Grayken’s lack of a succession plan, and lack of interest in institutionalizing his business, veers from the path espoused by KKR & Co. and Blackstone Group LP (BX), whose founders have taken the firms public.

Lone Star Fund VIII, which closed last week (in May), was the largest of the private-equity real estate funds being marketed, according to Preqin, a London-based researcher. It’s the third-largest fund of its kind raised since the beginning of 2009.

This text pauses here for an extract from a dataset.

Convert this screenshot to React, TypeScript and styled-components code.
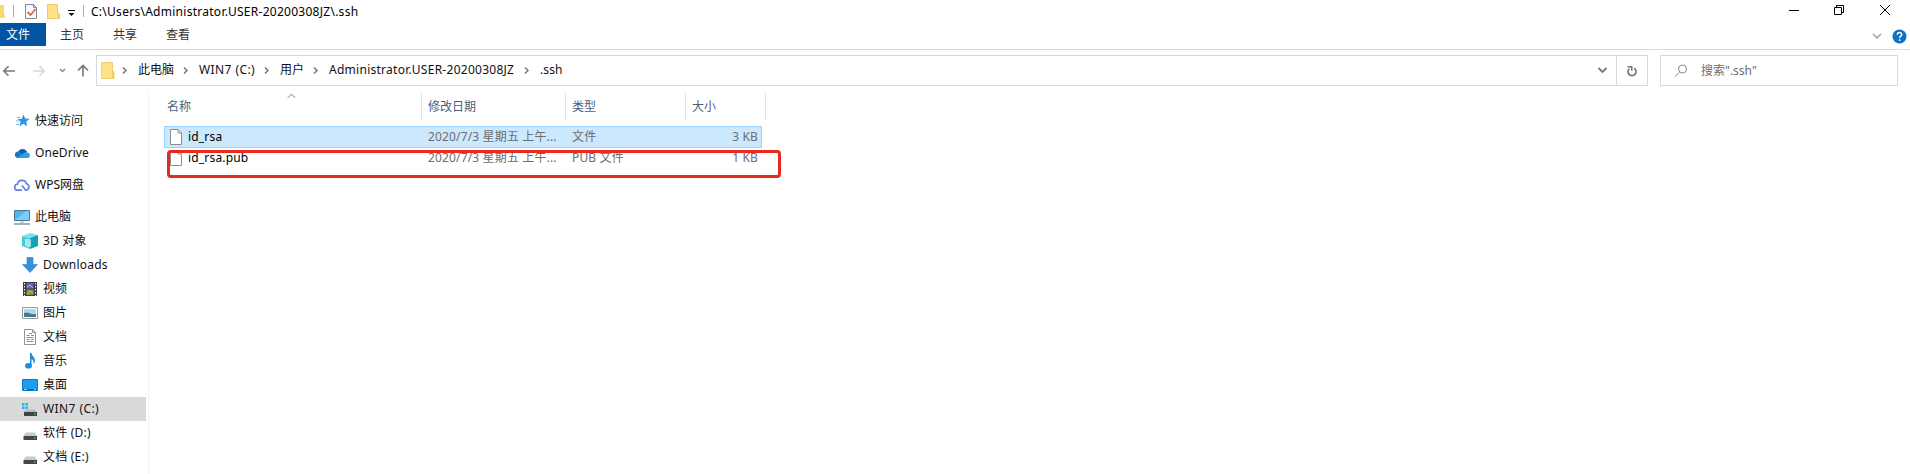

“If he gets hit by the proverbial bus, which is sort of the worst-case scenario, the investments that have been made will go into their machine,” Gerardo Lietz said, referring to Hudson Advisors, the asset-management arm of Lone Star. “Just sort of work themselves through the investment and the asset-management process. Hudson can certainly do that.”
I wouldn't worry too much about succession planning at Lone Star because they have experienced real estate professionals backing up Grayken. However, this is an issue that needs to be addressed down the road because Grayken won't be around forever.

Below, Nouriel Roubini, chairman at Roubini Global Economics, discusses the global economic recovery with a focus on Europe and the impact of continued central bank easing. He speaks on Bloomberg Television’s “Bloomberg Surveillance.”

And Italian Prime Minister Enrico Letta talks about the risk of a U.K. exit from the European Union and the future of the eurozone. He spoke in an interview with Bloomberg’s Erik Schatzker yesterday. Angie Lau reports on Bloomberg Television's "Asia Edge."

Lastly, Bloomberg's Scarlet Fu displays the difference in overall deleveraging by the United States and Europe following the financial crisis of 2008. She speaks on Bloomberg Television's "Bloomberg Surveillance."

But for all the gloom & doom on Europe, shares are up significantly over the past year and top real estate investors like Grayken don't seem too concerned about any crisis in the region. He's betting big on a European recovery and investing a significant amount of his personal fortune in his new fund. If that doesn't reassure investors, don't know what will.